Gardening 101: Follow these easy tips to get your garden growing

Whether you’re a newbie or a seasoned pro, there’s always something new to learn about gardening.

DENVER — It doesn’t matter how long you’ve been gardening, there’s always something new to learn.

Gardening is low-tech. It’s the mastery of simple tasks to achieve good results. It’s mainly common sense and observation.

Avoid online junk about eggshells, banana peels, fish, coffee grounds, beer and soda pop on your lawn, and a whole host of silly and potentially harmful “tips.”

Let’s start with planting. It’s surprising how many people yank plants out of their pots. Don’t tug on the stems — it’s easy to break or damage them. Use gravity. Turn the pot upside down and squeeze.
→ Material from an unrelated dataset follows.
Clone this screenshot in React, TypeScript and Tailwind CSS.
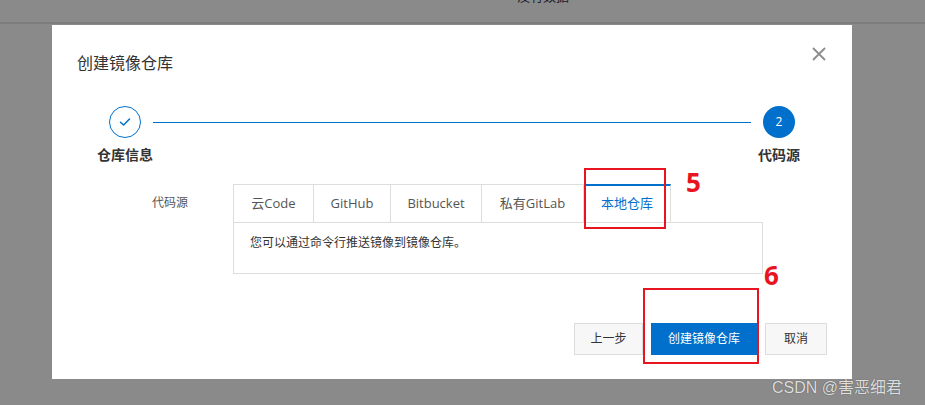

Don’t scruff the roots. Most plants have fibrous roots that start to expand the minute they meet new soil. Scruffing them disrupts their growth and sets them back.

Soil is really, really important. For container gardening, always buy a premium potting mix.

If you get a bag of wood chips, that’s not soil. It’s wood. It will never grow decent plants. You can add new soil and compost to your old soil to save money and create a fertile potting mix.

In the ground or raised bed, you can change the composition of the soil to accommodate the plants you wish to grow. Work in compost or manure to alter the texture of the soil. This adds more air space and benefits roots.

Clay soil isn’t necessarily bad. It has the advantage of holding moisture well. While it can be amended, it’s easier to find plants that thrive in clay. These include coneflowers, rudbeckias, ornamental grasses, daylilies and many plants native to the Great Plains. Do your research.

Pinching and deadheading are essential skills. Many plants benefit from a good pinch. Use your fingernails or manicure scissors to pinch out the growth tips at the top of the stems. This will encourage the plants to branch and get bushy. Coleus, petunias and salvias respond really well to pinching.

Deadheading is removing spent flowers. This prevents plants from diverting their energy into seed production instead of setting buds. Remove the spent flower with a pinch. Remove the whole flower stem, not just the faded flower. This especially benefits pansies, petunias and many other annuals. Otherwise, they’ll stop blooming.